Monday 25 November 2013

What is a document?

This post also appears on WeAreOCA as required by the course notes.

A document is “…any concrete or symbolic indexical sign, preserved or recorded toward the ends of representing, of reconstituting, or of proving a physical or intellectual phenomenon.” So says Suzanne Briet in ”What is documentation” – one of the founding texts of information science. On this basis both the balloon, and the image of the balloon are documents – the one of the power of a leader, the other of the existence of a particular balloon. The photo is also a secondary document, in that it references the message of the first document.Memnon flare corrected

In this sense it is difficult to disagree with RobTM’s opening gambit that all photos are documents.

But documents of what? Shelley catches the idea somewhat in Ozymandias:

"My name is Ozymandias, king of kings:

Look on my works, ye Mighty, and despair!"

Nothing beside remains.”

The eponymous statue was a document to the greatness of Ozymandias – yet now it is a document to human frailty.

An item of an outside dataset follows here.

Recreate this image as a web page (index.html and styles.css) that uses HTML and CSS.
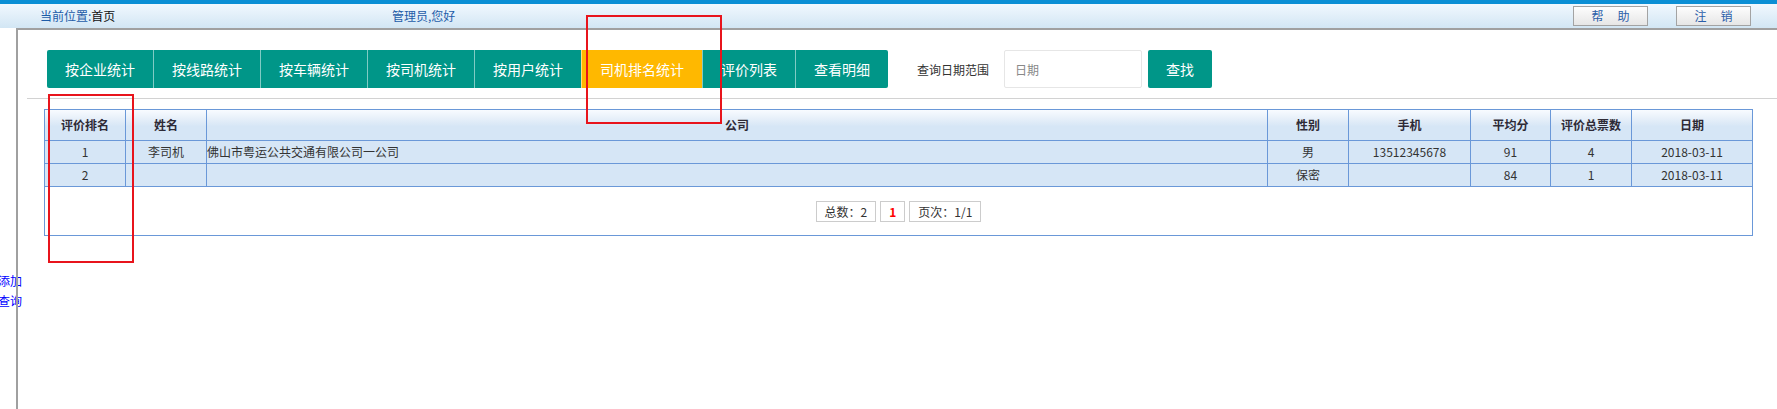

As Anne implies the difficulty with photos is that they are very incomplete documents. In “Another Way of Telling” Berger argues that individual photos cannot tell the whole story – they are simply quoting from appearances. What we can gather from that quote depends on the amount of information in the photo – the size of the quote – and the context in which it is used. In this sense it is little different from a text quote and behaves in a similar way.

The quote can come with context, or we can provide some from our experience – which of these is the most authentic is questionable. If we trust the source of the photo and the supporting context, we regard it as authentic, if we don’t we may prefer to believe an understanding based on our own limited knowledge. That “knowledge” invariably changes with time – so perhaps one answer to Jose’s final question is that – as Stan suggested – both time and context contribute to the making of a document.

This is amply illustrated by the second image. Without Jose’s supporting story this is quite a short quote – we can identify a priest and someone in military uniform – but there is little evidence of location or period. In the absence of Jose’s extra information we might conclude this was a meeting of significant figures, or a chance meeting in a street or even an outtake from a spaghetti western, depending on our own experiences prejudices and interests.

Document is a slippery concept – buffeted by time, context and our personal baggage – especially in the case of a single quote from appearance.